A large finger four metres long (Queen Victoria's), made with cloth and wadding, poked over the balcony and beckoned us all. Then her head appeared in the clock tower as she waved a giant lace handkerchief and our puppet Mayor waved back. This was the cue for simultaneous controlled mayhem. Massive daylight mortars exploded in the sky with puffs of crisp white smoke. Sam Samkin and David Clough were our fireworks experts again. 'It was like the Blitz,' people said later. I thought it was like a Turner painting.
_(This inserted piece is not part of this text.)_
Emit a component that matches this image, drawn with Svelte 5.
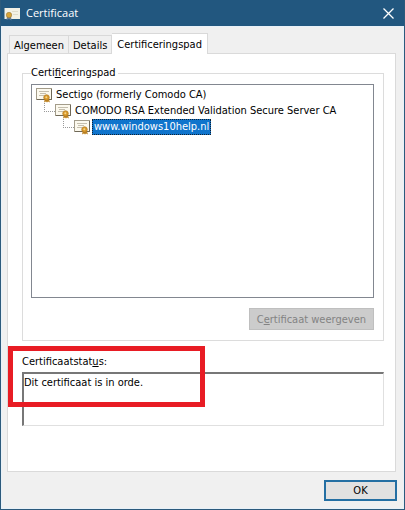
<script lang="ts">
  const tabs = ['Algemeen', 'Details', 'Certificeringspad'];
  const chain = [
    'Sectigo (formerly Comodo CA)',
    'COMODO RSA Extended Validation Secure Server CA',
    'www.windows10help.nl'
  ];

  let activeTab = $state(2);
  let selected = $state(2);
</script>

{#snippet certIcon()}
  <svg class="cert" width="17" height="16" viewBox="0 0 17 16" aria-hidden="true">
    <rect x="0.5" y="1.5" width="15" height="11" fill="#fcf9ee" stroke="#a39c8a" />
    <path d="M1 12.5H15.5V2" fill="none" stroke="#6f6858" />
    <path d="M3 4.5H13M4 6.5H10M3 8.5H8" stroke="#c5bfae" />
    <path d="M9 11L8 15.5L10 14.5L11 15.5L12 14.5L14 15.5L12.5 11Z" fill="#bd8426" />
    <circle cx="10.5" cy="10.5" r="2.8" fill="#d99a2b" stroke="#a8711c" stroke-width="0.6" />
    <circle cx="10.3" cy="10.3" r="1" fill="#f5d58b" />
  </svg>
{/snippet}

<div class="dialog" role="dialog" aria-labelledby="title">
  <header>
    <svg width="17" height="16" viewBox="0 0 17 16" aria-hidden="true">
      <rect x="0.5" y="3" width="15.5" height="11" fill="#f3f1e6" />
      <path d="M8 6.5H14M9 9.5H14" stroke="#e0dccb" />
      <path d="M3 11L2.5 15L5 14L7.5 15.5L7 11Z" fill="#6b7f96" />
      <circle cx="5" cy="10" r="2.7" fill="#d9a437" stroke="#9a7a3a" stroke-width="0.6" />
    </svg>
    <h1 id="title">Certificaat</h1>
    <button class="close" aria-label="Sluiten">
      <svg width="11" height="11" viewBox="0 0 11 11">
        <path d="M0.5 0.5L10.5 10.5M10.5 0.5L0.5 10.5" stroke="#fff" stroke-width="1.3" />
      </svg>
    </button>
  </header>

  <main>
    <div class="tabs" role="tablist">
      {#each tabs as tab, i}
        <button
          class="tab"
          class:active={activeTab === i}
          role="tab"
          aria-selected={activeTab === i}
          onclick={() => (activeTab = i)}>{tab}</button>
      {/each}
    </div>

    <div class="panel" role="tabpanel">
      <fieldset>
        <legend>Certi<u>f</u>iceringspad</legend>
        <div class="tree" role="tree">
          {#each chain as name, i}
            <div class="row" style:padding-left="{i * 19}px" role="treeitem" aria-selected={selected === i}>
              {#if i > 0}<span class="elbow"></span>{/if}
              {@render certIcon()}
              <button class="name" class:selected={selected === i} onclick={() => (selected = i)}>{name}</button>
            </div>
          {/each}
        </div>
        <button class="view" disabled>C<u>e</u>rtificaat weergeven</button>
      </fieldset>

      <div class="status">
        <label for="status">Certificaatstat<u>u</u>s:</label>
        <textarea id="status" readonly>Dit certificaat is in orde.</textarea>
        <div class="marker"></div>
      </div>
    </div>

    <footer>
      <button class="ok">OK</button>
    </footer>
  </main>
</div>

<style>
  :global(body) {
    margin: 0;
  }

  .dialog {
    display: flex;
    flex-direction: column;
    box-sizing: border-box;
    min-height: 100vh;
    border: 1px solid #2c5a7c;
    border-top: 0;
    background: #f0f0f0;
    color: #000;
    font: 11px/16px "DejaVu Sans Condensed", Tahoma, sans-serif;
  }

  button,
  textarea {
    font: inherit;
    color: inherit;
    margin: 0;
    border-radius: 0;
  }

  header {
    display: flex;
    align-items: center;
    height: 26px;
    padding: 0 10px 0 3px;
    background: #22577f;
    color: #fff;
  }

  h1 {
    flex: 1;
    margin: 0 0 0 5px;
    font: 11px/16px "Open Sans", "Segoe UI", sans-serif;
  }

  .close {
    display: flex;
    padding: 0;
    border: 0;
    background: none;
  }

  main {
    display: flex;
    flex: 1;
    flex-direction: column;
    padding: 7px 7px 8px 6px;
    box-shadow: inset 0 0 0 1px #e8f1f8;
  }

  .tabs {
    display: flex;
    align-items: flex-end;
    padding-left: 2px;
  }

  .tab {
    height: 18px;
    padding: 2px 4px 0;
    border: 1px solid #d9d9d9;
    border-bottom: 0;
    background: #f0f0f0;
    line-height: 15px;
  }

  .tab + .tab {
    border-left: 0;
  }

  .tab.active {
    z-index: 1;
    height: 21px;
    margin-bottom: -1px;
    padding: 0 5px;
    background: #fff;
  }

  .panel {
    display: flex;
    flex: 1;
    flex-direction: column;
    margin-right: 1px;
    padding: 11px 11px 45px 14px;
    border: 1px solid #dadada;
    background: #fff;
  }

  fieldset {
    display: flex;
    flex: 1;
    flex-direction: column;
    min-width: 0;
    margin: 0;
    padding: 3px 9px 8px 8px;
    border: 1px solid #dcdcdc;
  }

  legend {
    padding: 0 2px 0 0;
  }

  .tree {
    flex: 1;
    min-height: 208px;
    padding: 2px 4px;
    border: 1px solid #828790;
  }

  .row {
    display: flex;
    position: relative;
    align-items: center;
    height: 16px;
  }

  .elbow {
    position: absolute;
    width: 10px;
    height: 8px;
    margin: -8px 0 0 -11px;
    border: 1px dotted #999;
    border-width: 0 0 1px 1px;
  }

  .cert {
    flex: none;
  }

  .name {
    height: 16px;
    margin-left: 1px;
    padding: 0 1px;
    border: 1px solid transparent;
    background: none;
    line-height: 14px;
    white-space: nowrap;
  }

  .name.selected {
    border: 1px dotted #123;
    background: #0f74cc;
    color: #fff;
  }

  .view {
    align-self: flex-end;
    height: 22px;
    margin-top: 10px;
    padding: 2px 7px 0;
    border: 1px solid #bfbfbf;
    background: #ccc;
    color: #838383;
  }

  .status {
    display: flex;
    position: relative;
    flex-direction: column;
    margin-top: 13px;
  }

  textarea {
    height: 54px;
    margin-top: 2px;
    padding: 1px 0 0;
    box-sizing: border-box;
    border: 2px solid #777;
    border-right: 1px solid #e0e0e0;
    border-bottom: 1px solid #e0e0e0;
    outline: 0;
    resize: none;
    line-height: 16px;
    overflow: hidden;
  }

  .marker {
    position: absolute;
    top: -8px;
    left: -14px;
    width: 187px;
    height: 51px;
    border: 5px solid #e81c24;
    pointer-events: none;
  }

  footer {
    display: flex;
    justify-content: flex-end;
    padding-top: 8px;
  }

  .ok {
    width: 73px;
    height: 21px;
    padding: 1px 0 0;
    border: 2px solid #246fa3;
    background: #e1e1e1;
  }
</style>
Pouring from serried pots carefully placed on a hundred little platforms along the roof ridge, billowing red and blue smoke plumes (the town's colours) engulfed the whole architecture. An arc of lighted kites made by two Japanese kitemasters in residence with us (we had to stop them persuading children to trace Disney cartoons), made a rainbow a hundred metres long over the clock tower. Scores of church bells rang as planned. Ships' hooters blasted as planned. Shipyard alarms went off (not planned). Finally, as the rock band and every singer on hand sang a heavily amplified version of Stevie Wonder's 'Happy Birthday to Ya', the town hall clock went berserk, with the hands spinning round quite hysterically (there was a man inside). Then, majestically, in a McGill postcard climax, the Queen's bloomers rose up the flag pole, filling out with a sharp wind from the Irish sea. One hundred and sixty feet up, they looked quite small, but on the ground they were as big as a tennis court and had taken us three days of sewing.
There are quite a few of these rich and lunatic accounts. Another favourite is the story of WSI show The Wasteland and the Wagtail, a commissioned piece in Toga, Japan that ended up a cross between King Lear (a company favourite, it seems) and an Ainu myth about the wagtail. Starting with nothing more than a (less than ideal) location, the company find performance areas, find a subject, and build a rumbling, anarchic, night-long show that combines some of their mid-career trademarks: giant puppets, social dancing, and outdoor work alive to the advantages of weather and environment. It makes for an exciting chapter, but there are also lessons to be extracted for those with ambitions to make truly site-specific theatre, responding not just to geography and space but to history and social patterns.
It's also while in Japan that the company happens upon a lantern parade and are inspired to bring the tradition over to England (beginning a long line of WSI lantern parades and festivals). Fox describes it in some of the book's best writing:
High above us in a temple on the edge of a forested volcano, immense drums were being beaten. What looked like thirty tall stained-glass windows, each maybe four or five metres tall, processed slowly down a vertical track and swayed perilously through the trees. As they emerged, we saw that each float was carried by a turbulent wave of thirty muscular sweating men in white loincloths, accompanied by the drummers.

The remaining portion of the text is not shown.